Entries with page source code

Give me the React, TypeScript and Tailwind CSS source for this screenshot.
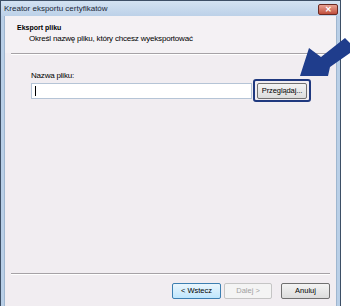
import React from "react";

export default function App() {
  const font = { fontFamily: '"Liberation Sans", Arial, sans-serif' };
  return (
    <div className="w-[350px] h-[306px] bg-white flex relative overflow-hidden" style={font}>
      <div className="w-[341px] h-[306px] flex flex-col border-l border-t border-r border-[#3d4f66] bg-[#b9cfe7]">
        {/* title bar */}
        <div className="h-[15px] flex items-center justify-between bg-gradient-to-b from-[#d3e2f2] to-[#bcd1e8] pl-[3px] pr-[2px]">
          <span className="text-[8px] leading-none text-[#1b2838] mt-[1px]">Kreator eksportu certyfikatów</span>
          <div className="w-[20px] h-[11px] mt-[2px] rounded-[2px] border border-[#6b2a22] bg-gradient-to-b from-[#e8a293] to-[#c04d3c] flex items-center justify-center text-white text-[8px] leading-none font-bold">
            ✕
          </div>
        </div>
        {/* body */}
        <div className="flex-1 flex flex-col mx-[3px] bg-[#f1edf1] border-l border-r border-[#9fb6cf]">
          {/* header */}
          <div className="h-[37px] flex flex-col pl-[12px] pt-[7px] bg-[#f4f1f4]">
            <span className="text-[7px] leading-[9px] font-bold text-black">Eksport pliku</span>
            <span className="text-[8px] leading-[10px] text-black pl-[12px] mt-[2px] tracking-[-0.2px]">Określ nazwę pliku, który chcesz wyeksportować</span>
          </div>
          <div className="mx-[6px] h-[2px] border-t border-[#a6a2a6] border-b border-b-white" />
          {/* main */}
          <div className="flex-1 flex flex-col pl-[26px]">
            <span className="mt-[16px] text-[8px] leading-[10px] text-black tracking-[-0.2px]">Nazwa pliku:</span>
            <div className="flex items-center mt-[-2px]">
              <div className="w-[221px] h-[16px] bg-white border border-[#b5c4d6] flex items-center pl-[3px]">
                <div className="w-px h-[10px] bg-black" />
              </div>
              <div className="ml-[1px] w-[58px] h-[23px] rounded-[3px] border-2 border-[#20397f] flex items-center justify-center">
                <div className="w-[50px] h-[16px] rounded-[2px] border border-[#707070] bg-gradient-to-b from-[#f4f4f4] to-[#dcdcdc] flex items-center justify-center text-[7.5px] text-black leading-none tracking-[-0.1px]">
                  Przeglądaj...
                </div>
              </div>
            </div>
          </div>
          {/* bottom */}
          <div className="mx-[6px] h-[2px] border-t border-[#a6a2a6] border-b border-b-white" />
          <div className="h-[31px] flex items-start justify-end pr-[6px] pt-[8px] gap-[3px]">
            <div className="w-[49px] h-[16px] rounded-[2px] border border-[#3c7fb1] bg-gradient-to-b from-[#eaf6fd] to-[#bee6fd] flex items-center justify-center text-[7.5px] text-black leading-none">
              &lt; Wstecz
            </div>
            <div className="w-[48px] h-[16px] rounded-[2px] border border-[#c5c5c5] bg-[#f4f4f4] flex items-center justify-center text-[7.5px] text-[#a0a0a0] leading-none">
              Dalej &gt;
            </div>
            <div className="ml-[6px] w-[49px] h-[16px] rounded-[2px] border border-[#707070] bg-gradient-to-b from-[#f4f4f4] to-[#dcdcdc] flex items-center justify-center text-[7.5px] text-black leading-none">
              Anuluj
            </div>
          </div>
        </div>
      </div>
      {/* callout arrow */}
      <svg className="absolute left-0 top-0" width="350" height="306" viewBox="0 0 350 306">
        <polygon points="300,76 309,48 321,57 345,38 350,43 350,53 330,67 328,76" fill="#1f3d8c" />
      </svg>
    </div>
  );
}
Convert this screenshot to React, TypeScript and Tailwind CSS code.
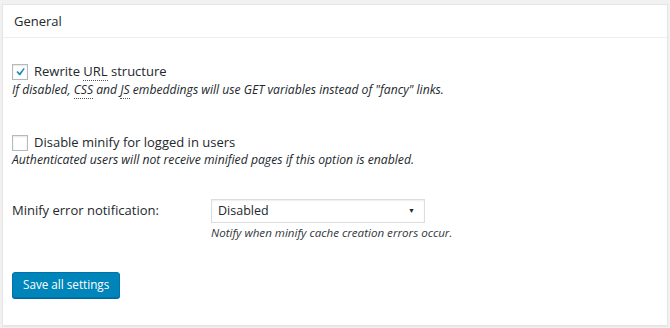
import React from "react";

export default function App() {
  return (
    <div className="w-[670px] h-[328px] bg-[#f1f1f1] pt-[4px] px-[2px] font-['Open_Sans',sans-serif] text-[#23282d]">
      <div className="w-[666px] h-[322px] bg-white border border-[#e5e5e5] shadow-[0_1px_1px_rgba(0,0,0,0.04)]">
        <div className="h-[33px] border-b border-[#eeeeee] pl-[11px] flex items-center text-[13px] leading-none">
          General
        </div>
        <div className="pl-[9px] pt-[25px]">
          <div className="flex items-center h-[18px]">
            <div className="w-[16px] h-[16px] border border-[#b4b9be] bg-white shadow-[inset_0_1px_2px_rgba(0,0,0,0.1)] flex items-center justify-center">
              <svg width="16" height="16" viewBox="0 0 20 20">
                <path d="M15.2 4.4l1.6 1.1-6.3 9.2H8.8L4.9 10.1l1.6-1.4 3 2.9z" fill="#1e8cbe" />
              </svg>
            </div>
            <span className="ml-[6px] text-[13px]">
              Rewrite <span className="border-b border-dotted border-[#555]">URL</span> structure
            </span>
          </div>
          <div className="italic text-[12.15px] h-[16px] leading-[16px] mt-[1px]">
            If disabled, <span className="border-b border-dotted border-[#555]">CSS</span> and{" "}
            <span className="border-b border-dotted border-[#555]">JS</span> embeddings will use GET variables instead of "fancy" links.
          </div>

          <div className="flex items-center h-[18px] mt-[36px]">
            <div className="w-[16px] h-[16px] border border-[#b4b9be] bg-white shadow-[inset_0_1px_2px_rgba(0,0,0,0.1)]" />
            <span className="ml-[6px] text-[13px]">Disable minify for logged in users</span>
          </div>
          <div className="italic text-[12.2px] h-[16px] leading-[16px]">
            Authenticated users will not receive minified pages if this option is enabled.
          </div>

          <div className="flex mt-[31px]">
            <div className="w-[199px] h-[24px] flex items-center text-[13px]">Minify error notification:</div>
            <div>
              <div className="w-[214px] h-[24px] border border-[#dddddd] shadow-[inset_0_1px_2px_rgba(0,0,0,0.07)] flex items-center justify-between pl-[6px] pr-[9px] text-[12.5px]">
                <span>Disabled</span>
                <span className="text-[7px]">▼</span>
              </div>
              <div className="italic text-[11.6px] h-[14px] leading-[14px] mt-[3px] text-[#32373c]">Notify when minify cache creation errors occur.</div>
            </div>
          </div>

          <button className="block mt-[32px] h-[26px] px-[10px] bg-[#0085ba] border border-[#0073aa] rounded-[3px] shadow-[0_1px_0_#006799] text-white text-[11.7px] leading-none">
            Save all settings
          </button>
        </div>
      </div>
    </div>
  );
}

■ JOB: Your task is to copy the entries in full and exactly, without any images.

■ WRITTEN RESPONSE:
Give me the React, TypeScript and Tailwind CSS source for this screenshot.
import React from "react";

export default function App() {
  const font = { fontFamily: '"Liberation Sans", Arial, sans-serif' };
  return (
    <div className="w-[350px] h-[306px] bg-white flex relative overflow-hidden" style={font}>
      <div className="w-[341px] h-[306px] flex flex-col border-l border-t border-r border-[#3d4f66] bg-[#b9cfe7]">
        {/* title bar */}
        <div className="h-[15px] flex items-center justify-between bg-gradient-to-b from-[#d3e2f2] to-[#bcd1e8] pl-[3px] pr-[2px]">
          <span className="text-[8px] leading-none text-[#1b2838] mt-[1px]">Kreator eksportu certyfikatów</span>
          <div className="w-[20px] h-[11px] mt-[2px] rounded-[2px] border border-[#6b2a22] bg-gradient-to-b from-[#e8a293] to-[#c04d3c] flex items-center justify-center text-white text-[8px] leading-none font-bold">
            ✕
          </div>
        </div>
        {/* body */}
        <div className="flex-1 flex flex-col mx-[3px] bg-[#f1edf1] border-l border-r border-[#9fb6cf]">
          {/* header */}
          <div className="h-[37px] flex flex-col pl-[12px] pt-[7px] bg-[#f4f1f4]">
            <span className="text-[7px] leading-[9px] font-bold text-black">Eksport pliku</span>
            <span className="text-[8px] leading-[10px] text-black pl-[12px] mt-[2px] tracking-[-0.2px]">Określ nazwę pliku, który chcesz wyeksportować</span>
          </div>
          <div className="mx-[6px] h-[2px] border-t border-[#a6a2a6] border-b border-b-white" />
          {/* main */}
          <div className="flex-1 flex flex-col pl-[26px]">
            <span className="mt-[16px] text-[8px] leading-[10px] text-black tracking-[-0.2px]">Nazwa pliku:</span>
            <div className="flex items-center mt-[-2px]">
              <div className="w-[221px] h-[16px] bg-white border border-[#b5c4d6] flex items-center pl-[3px]">
                <div className="w-px h-[10px] bg-black" />
              </div>
              <div className="ml-[1px] w-[58px] h-[23px] rounded-[3px] border-2 border-[#20397f] flex items-center justify-center">
                <div className="w-[50px] h-[16px] rounded-[2px] border border-[#707070] bg-gradient-to-b from-[#f4f4f4] to-[#dcdcdc] flex items-center justify-center text-[7.5px] text-black leading-none tracking-[-0.1px]">
                  Przeglądaj...
                </div>
              </div>
            </div>
          </div>
          {/* bottom */}
          <div className="mx-[6px] h-[2px] border-t border-[#a6a2a6] border-b border-b-white" />
          <div className="h-[31px] flex items-start justify-end pr-[6px] pt-[8px] gap-[3px]">
            <div className="w-[49px] h-[16px] rounded-[2px] border border-[#3c7fb1] bg-gradient-to-b from-[#eaf6fd] to-[#bee6fd] flex items-center justify-center text-[7.5px] text-black leading-none">
              &lt; Wstecz
            </div>
            <div className="w-[48px] h-[16px] rounded-[2px] border border-[#c5c5c5] bg-[#f4f4f4] flex items-center justify-center text-[7.5px] text-[#a0a0a0] leading-none">
              Dalej &gt;
            </div>
            <div className="ml-[6px] w-[49px] h-[16px] rounded-[2px] border border-[#707070] bg-gradient-to-b from-[#f4f4f4] to-[#dcdcdc] flex items-center justify-center text-[7.5px] text-black leading-none">
              Anuluj
            </div>
          </div>
        </div>
      </div>
      {/* callout arrow */}
      <svg className="absolute left-0 top-0" width="350" height="306" viewBox="0 0 350 306">
        <polygon points="300,76 309,48 321,57 345,38 350,43 350,53 330,67 328,76" fill="#1f3d8c" />
      </svg>
    </div>
  );
}
Convert this screenshot to React, TypeScript and Tailwind CSS code.
import React from "react";

export default function App() {
  return (
    <div className="w-[670px] h-[328px] bg-[#f1f1f1] pt-[4px] px-[2px] font-['Open_Sans',sans-serif] text-[#23282d]">
      <div className="w-[666px] h-[322px] bg-white border border-[#e5e5e5] shadow-[0_1px_1px_rgba(0,0,0,0.04)]">
        <div className="h-[33px] border-b border-[#eeeeee] pl-[11px] flex items-center text-[13px] leading-none">
          General
        </div>
        <div className="pl-[9px] pt-[25px]">
          <div className="flex items-center h-[18px]">
            <div className="w-[16px] h-[16px] border border-[#b4b9be] bg-white shadow-[inset_0_1px_2px_rgba(0,0,0,0.1)] flex items-center justify-center">
              <svg width="16" height="16" viewBox="0 0 20 20">
                <path d="M15.2 4.4l1.6 1.1-6.3 9.2H8.8L4.9 10.1l1.6-1.4 3 2.9z" fill="#1e8cbe" />
              </svg>
            </div>
            <span className="ml-[6px] text-[13px]">
              Rewrite <span className="border-b border-dotted border-[#555]">URL</span> structure
            </span>
          </div>
          <div className="italic text-[12.15px] h-[16px] leading-[16px] mt-[1px]">
            If disabled, <span className="border-b border-dotted border-[#555]">CSS</span> and{" "}
            <span className="border-b border-dotted border-[#555]">JS</span> embeddings will use GET variables instead of "fancy" links.
          </div>

          <div className="flex items-center h-[18px] mt-[36px]">
            <div className="w-[16px] h-[16px] border border-[#b4b9be] bg-white shadow-[inset_0_1px_2px_rgba(0,0,0,0.1)]" />
            <span className="ml-[6px] text-[13px]">Disable minify for logged in users</span>
          </div>
          <div className="italic text-[12.2px] h-[16px] leading-[16px]">
            Authenticated users will not receive minified pages if this option is enabled.
          </div>

          <div className="flex mt-[31px]">
            <div className="w-[199px] h-[24px] flex items-center text-[13px]">Minify error notification:</div>
            <div>
              <div className="w-[214px] h-[24px] border border-[#dddddd] shadow-[inset_0_1px_2px_rgba(0,0,0,0.07)] flex items-center justify-between pl-[6px] pr-[9px] text-[12.5px]">
                <span>Disabled</span>
                <span className="text-[7px]">▼</span>
              </div>
              <div className="italic text-[11.6px] h-[14px] leading-[14px] mt-[3px] text-[#32373c]">Notify when minify cache creation errors occur.</div>
            </div>
          </div>

          <button className="block mt-[32px] h-[26px] px-[10px] bg-[#0085ba] border border-[#0073aa] rounded-[3px] shadow-[0_1px_0_#006799] text-white text-[11.7px] leading-none">
            Save all settings
          </button>
        </div>
      </div>
    </div>
  );
}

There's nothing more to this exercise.